The article also describes a crime reporter who was accused of “terrorism” because his reporting on local drug cartels “caused public panic” leading him to being dragged from his car and arrested (he thought he was being kidnapped). He now admits that he’s stopped chasing stories he used to chase.
The chilling effects in such a system are unavoidable.
Mexican politicians can defend these laws all they like. No one supports gender-based political violence or terrorism — and that’s exactly what makes the laws so useful to the people abusing them. A law nobody can be seen opposing is a law nobody can stop. And so a community radio station gets fined a month’s salary over a one-minute cartoon, an anti-corruption activist gets sanctioned for calling El Chapo’s lawyer a “narco lawyer,” and a crime reporter stops chasing the stories that made him a crime reporter.
This is how it always goes. Every time you hand the state a tool to punish “bad” speech, the people who end up wielding it are whoever holds power — and they get to decide what counts as “bad.”
If that still sounds like a worthwhile trade — speech restrictions now to keep the fascists out later — consider that we ran this exact experiment a century ago. Weimar Germany had hate speech laws.

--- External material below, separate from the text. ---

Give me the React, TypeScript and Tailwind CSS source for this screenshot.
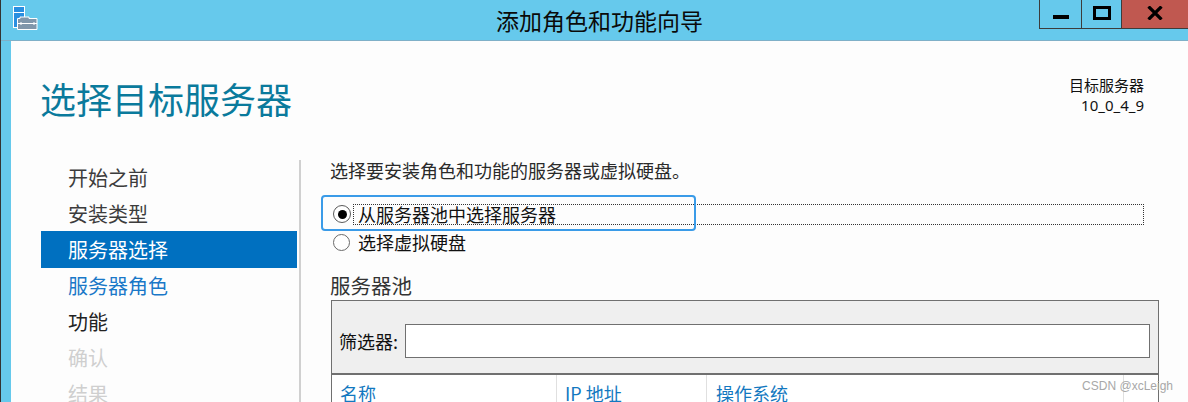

Prosecutors used them against Nazis, including Julius Streicher, the publisher of Der Stürmer, who was convicted and jailed more than once for incitement against Jews. The laws did not stop the Nazis. Indeed, the Nazis used these prosecutions as yet more “evidence” that they were being prosecuted for their beliefs. Then, the Nazis took power, inherited those very tools, and turned them on everyone else. Streicher walked out of the courtroom a martyr and into the Reichstag. The speech laws meant to stop authoritarians became the authoritarians’ speech laws.
So here’s the only test that matters before you back a law like this: imagine the politician you distrust the most holding the pen. Because eventually, they will. And anyone who answers “with this law on the books, they’ll never get into power” is indulging in childishly naive wishful thinking — the same wish that has been losing to authoritarians for as long as there have been authoritarians.
You don’t keep bad people from power by handing the office a weapon and hoping good people get there first. You keep them out with stronger elections, stronger institutions, and an educated public that can see through them.
Not by deciding which speech to outlaw — and then praying you’re always the one holding the pen.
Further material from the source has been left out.